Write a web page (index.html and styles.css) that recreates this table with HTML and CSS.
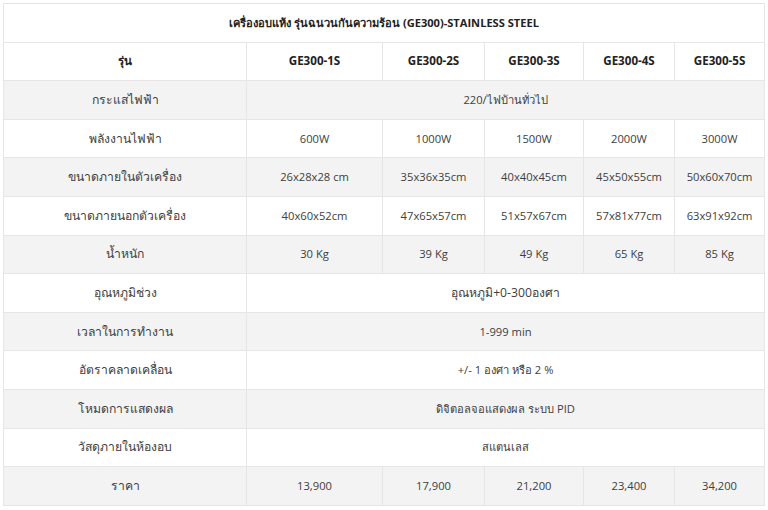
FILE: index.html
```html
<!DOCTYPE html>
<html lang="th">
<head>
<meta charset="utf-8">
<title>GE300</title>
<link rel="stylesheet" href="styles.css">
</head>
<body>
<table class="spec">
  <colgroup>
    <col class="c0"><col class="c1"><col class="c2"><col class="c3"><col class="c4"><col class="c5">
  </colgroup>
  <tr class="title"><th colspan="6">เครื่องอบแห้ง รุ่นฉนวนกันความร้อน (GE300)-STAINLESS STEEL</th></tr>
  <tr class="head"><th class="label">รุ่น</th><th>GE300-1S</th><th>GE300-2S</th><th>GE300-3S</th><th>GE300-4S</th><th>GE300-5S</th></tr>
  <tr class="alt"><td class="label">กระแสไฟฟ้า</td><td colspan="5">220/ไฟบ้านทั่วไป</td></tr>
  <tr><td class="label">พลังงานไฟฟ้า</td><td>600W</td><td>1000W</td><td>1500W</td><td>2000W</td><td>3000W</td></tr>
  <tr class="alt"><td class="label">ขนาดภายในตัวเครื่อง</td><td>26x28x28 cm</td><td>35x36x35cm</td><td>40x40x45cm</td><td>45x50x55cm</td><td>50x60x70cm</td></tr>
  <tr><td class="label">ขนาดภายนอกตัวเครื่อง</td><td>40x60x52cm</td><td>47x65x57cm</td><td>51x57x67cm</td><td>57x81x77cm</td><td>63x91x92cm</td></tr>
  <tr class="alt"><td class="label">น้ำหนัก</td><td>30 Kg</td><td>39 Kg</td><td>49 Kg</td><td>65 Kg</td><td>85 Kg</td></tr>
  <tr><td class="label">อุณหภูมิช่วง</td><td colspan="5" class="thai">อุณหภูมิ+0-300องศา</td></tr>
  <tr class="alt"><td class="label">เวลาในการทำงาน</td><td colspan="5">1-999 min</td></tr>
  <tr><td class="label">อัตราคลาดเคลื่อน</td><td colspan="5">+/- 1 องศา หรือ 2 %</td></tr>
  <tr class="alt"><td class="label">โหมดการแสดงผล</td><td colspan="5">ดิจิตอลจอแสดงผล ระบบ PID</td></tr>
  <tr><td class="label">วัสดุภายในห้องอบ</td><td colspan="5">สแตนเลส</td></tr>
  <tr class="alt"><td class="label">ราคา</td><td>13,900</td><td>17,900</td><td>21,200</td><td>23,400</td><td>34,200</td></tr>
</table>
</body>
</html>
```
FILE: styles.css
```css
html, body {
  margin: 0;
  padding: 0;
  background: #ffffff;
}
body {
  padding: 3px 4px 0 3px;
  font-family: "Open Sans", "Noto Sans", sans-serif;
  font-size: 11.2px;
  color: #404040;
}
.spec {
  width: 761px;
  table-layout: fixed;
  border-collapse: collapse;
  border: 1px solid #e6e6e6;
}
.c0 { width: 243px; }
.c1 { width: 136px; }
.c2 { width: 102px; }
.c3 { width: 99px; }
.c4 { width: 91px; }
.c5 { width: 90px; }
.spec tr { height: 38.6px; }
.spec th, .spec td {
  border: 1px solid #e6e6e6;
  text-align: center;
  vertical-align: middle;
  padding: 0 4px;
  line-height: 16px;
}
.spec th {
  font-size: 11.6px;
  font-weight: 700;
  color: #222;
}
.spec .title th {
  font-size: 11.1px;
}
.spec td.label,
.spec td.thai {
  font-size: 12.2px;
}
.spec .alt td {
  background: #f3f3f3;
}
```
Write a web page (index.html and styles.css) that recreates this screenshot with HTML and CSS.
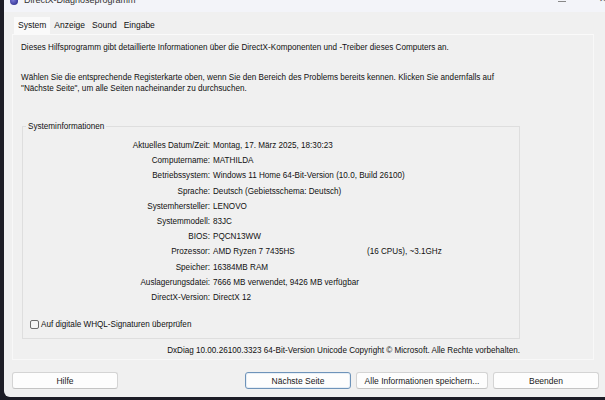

┄┄┄┄┄┄┄┄┄┄┄┄┄┄┄┄┄┄┄┄

What to produce: Copy out the records above in full, exactly as written, but not the pictures.

Result for this exercise:
Write a web page (index.html and styles.css) that recreates this table with HTML and CSS.
FILE: index.html
```html
<!DOCTYPE html>
<html lang="th">
<head>
<meta charset="utf-8">
<title>GE300</title>
<link rel="stylesheet" href="styles.css">
</head>
<body>
<table class="spec">
  <colgroup>
    <col class="c0"><col class="c1"><col class="c2"><col class="c3"><col class="c4"><col class="c5">
  </colgroup>
  <tr class="title"><th colspan="6">เครื่องอบแห้ง รุ่นฉนวนกันความร้อน (GE300)-STAINLESS STEEL</th></tr>
  <tr class="head"><th class="label">รุ่น</th><th>GE300-1S</th><th>GE300-2S</th><th>GE300-3S</th><th>GE300-4S</th><th>GE300-5S</th></tr>
  <tr class="alt"><td class="label">กระแสไฟฟ้า</td><td colspan="5">220/ไฟบ้านทั่วไป</td></tr>
  <tr><td class="label">พลังงานไฟฟ้า</td><td>600W</td><td>1000W</td><td>1500W</td><td>2000W</td><td>3000W</td></tr>
  <tr class="alt"><td class="label">ขนาดภายในตัวเครื่อง</td><td>26x28x28 cm</td><td>35x36x35cm</td><td>40x40x45cm</td><td>45x50x55cm</td><td>50x60x70cm</td></tr>
  <tr><td class="label">ขนาดภายนอกตัวเครื่อง</td><td>40x60x52cm</td><td>47x65x57cm</td><td>51x57x67cm</td><td>57x81x77cm</td><td>63x91x92cm</td></tr>
  <tr class="alt"><td class="label">น้ำหนัก</td><td>30 Kg</td><td>39 Kg</td><td>49 Kg</td><td>65 Kg</td><td>85 Kg</td></tr>
  <tr><td class="label">อุณหภูมิช่วง</td><td colspan="5" class="thai">อุณหภูมิ+0-300องศา</td></tr>
  <tr class="alt"><td class="label">เวลาในการทำงาน</td><td colspan="5">1-999 min</td></tr>
  <tr><td class="label">อัตราคลาดเคลื่อน</td><td colspan="5">+/- 1 องศา หรือ 2 %</td></tr>
  <tr class="alt"><td class="label">โหมดการแสดงผล</td><td colspan="5">ดิจิตอลจอแสดงผล ระบบ PID</td></tr>
  <tr><td class="label">วัสดุภายในห้องอบ</td><td colspan="5">สแตนเลส</td></tr>
  <tr class="alt"><td class="label">ราคา</td><td>13,900</td><td>17,900</td><td>21,200</td><td>23,400</td><td>34,200</td></tr>
</table>
</body>
</html>
```
FILE: styles.css
```css
html, body {
  margin: 0;
  padding: 0;
  background: #ffffff;
}
body {
  padding: 3px 4px 0 3px;
  font-family: "Open Sans", "Noto Sans", sans-serif;
  font-size: 11.2px;
  color: #404040;
}
.spec {
  width: 761px;
  table-layout: fixed;
  border-collapse: collapse;
  border: 1px solid #e6e6e6;
}
.c0 { width: 243px; }
.c1 { width: 136px; }
.c2 { width: 102px; }
.c3 { width: 99px; }
.c4 { width: 91px; }
.c5 { width: 90px; }
.spec tr { height: 38.6px; }
.spec th, .spec td {
  border: 1px solid #e6e6e6;
  text-align: center;
  vertical-align: middle;
  padding: 0 4px;
  line-height: 16px;
}
.spec th {
  font-size: 11.6px;
  font-weight: 700;
  color: #222;
}
.spec .title th {
  font-size: 11.1px;
}
.spec td.label,
.spec td.thai {
  font-size: 12.2px;
}
.spec .alt td {
  background: #f3f3f3;
}
```
Write a web page (index.html and styles.css) that recreates this screenshot with HTML and CSS.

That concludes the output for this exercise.